* **Dataset content**

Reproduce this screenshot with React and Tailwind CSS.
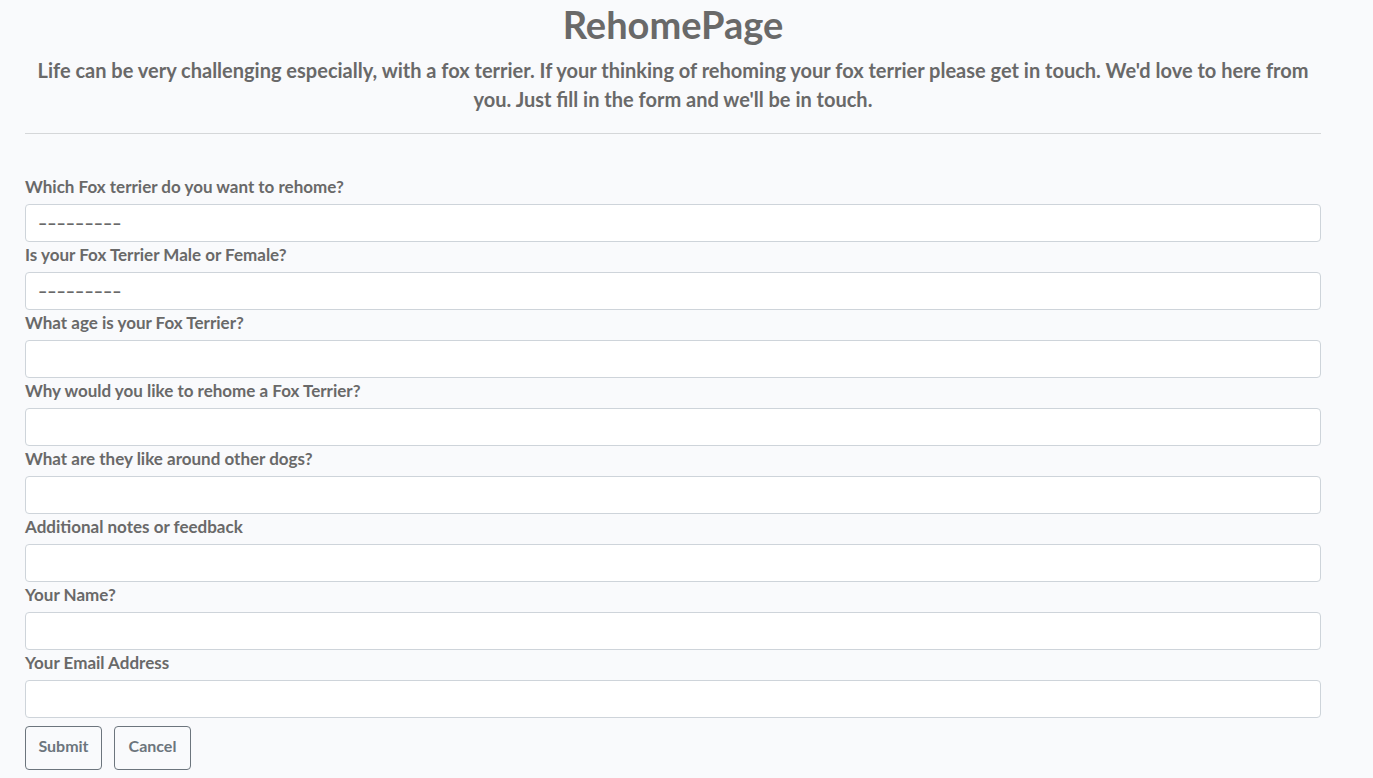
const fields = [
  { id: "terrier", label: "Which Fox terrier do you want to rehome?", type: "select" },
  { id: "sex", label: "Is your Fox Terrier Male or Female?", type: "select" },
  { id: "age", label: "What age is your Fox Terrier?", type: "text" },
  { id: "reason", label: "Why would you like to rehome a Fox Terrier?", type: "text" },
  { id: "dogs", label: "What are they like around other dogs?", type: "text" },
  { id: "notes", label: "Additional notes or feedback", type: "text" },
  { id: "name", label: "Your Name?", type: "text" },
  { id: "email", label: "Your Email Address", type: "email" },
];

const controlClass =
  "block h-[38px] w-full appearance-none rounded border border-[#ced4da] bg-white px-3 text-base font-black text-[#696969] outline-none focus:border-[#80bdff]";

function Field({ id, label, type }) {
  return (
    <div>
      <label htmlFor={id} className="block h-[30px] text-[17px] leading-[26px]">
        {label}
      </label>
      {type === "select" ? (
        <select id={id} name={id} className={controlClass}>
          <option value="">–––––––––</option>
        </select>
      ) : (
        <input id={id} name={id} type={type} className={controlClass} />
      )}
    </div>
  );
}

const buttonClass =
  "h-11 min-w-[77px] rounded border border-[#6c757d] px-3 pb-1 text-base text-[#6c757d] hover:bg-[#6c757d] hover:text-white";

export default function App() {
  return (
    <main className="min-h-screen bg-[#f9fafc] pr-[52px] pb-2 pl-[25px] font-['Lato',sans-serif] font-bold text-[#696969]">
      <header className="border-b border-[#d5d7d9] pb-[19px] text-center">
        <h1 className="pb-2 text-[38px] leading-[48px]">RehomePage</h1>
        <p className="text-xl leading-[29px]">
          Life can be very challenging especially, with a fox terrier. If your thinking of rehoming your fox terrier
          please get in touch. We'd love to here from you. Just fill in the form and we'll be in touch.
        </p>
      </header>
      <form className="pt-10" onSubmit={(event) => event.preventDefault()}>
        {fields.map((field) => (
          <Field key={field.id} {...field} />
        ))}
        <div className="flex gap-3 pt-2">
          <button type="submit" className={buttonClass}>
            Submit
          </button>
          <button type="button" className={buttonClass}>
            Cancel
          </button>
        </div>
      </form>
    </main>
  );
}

* **What you need to do**
Copy the material shown above in full and exactly. Skip the pictures.

* **Solution to this task**
Reproduce this screenshot with React and Tailwind CSS.
const fields = [
  { id: "terrier", label: "Which Fox terrier do you want to rehome?", type: "select" },
  { id: "sex", label: "Is your Fox Terrier Male or Female?", type: "select" },
  { id: "age", label: "What age is your Fox Terrier?", type: "text" },
  { id: "reason", label: "Why would you like to rehome a Fox Terrier?", type: "text" },
  { id: "dogs", label: "What are they like around other dogs?", type: "text" },
  { id: "notes", label: "Additional notes or feedback", type: "text" },
  { id: "name", label: "Your Name?", type: "text" },
  { id: "email", label: "Your Email Address", type: "email" },
];

const controlClass =
  "block h-[38px] w-full appearance-none rounded border border-[#ced4da] bg-white px-3 text-base font-black text-[#696969] outline-none focus:border-[#80bdff]";

function Field({ id, label, type }) {
  return (
    <div>
      <label htmlFor={id} className="block h-[30px] text-[17px] leading-[26px]">
        {label}
      </label>
      {type === "select" ? (
        <select id={id} name={id} className={controlClass}>
          <option value="">–––––––––</option>
        </select>
      ) : (
        <input id={id} name={id} type={type} className={controlClass} />
      )}
    </div>
  );
}

const buttonClass =
  "h-11 min-w-[77px] rounded border border-[#6c757d] px-3 pb-1 text-base text-[#6c757d] hover:bg-[#6c757d] hover:text-white";

export default function App() {
  return (
    <main className="min-h-screen bg-[#f9fafc] pr-[52px] pb-2 pl-[25px] font-['Lato',sans-serif] font-bold text-[#696969]">
      <header className="border-b border-[#d5d7d9] pb-[19px] text-center">
        <h1 className="pb-2 text-[38px] leading-[48px]">RehomePage</h1>
        <p className="text-xl leading-[29px]">
          Life can be very challenging especially, with a fox terrier. If your thinking of rehoming your fox terrier
          please get in touch. We'd love to here from you. Just fill in the form and we'll be in touch.
        </p>
      </header>
      <form className="pt-10" onSubmit={(event) => event.preventDefault()}>
        {fields.map((field) => (
          <Field key={field.id} {...field} />
        ))}
        <div className="flex gap-3 pt-2">
          <button type="submit" className={buttonClass}>
            Submit
          </button>
          <button type="button" className={buttonClass}>
            Cancel
          </button>
        </div>
      </form>
    </main>
  );
}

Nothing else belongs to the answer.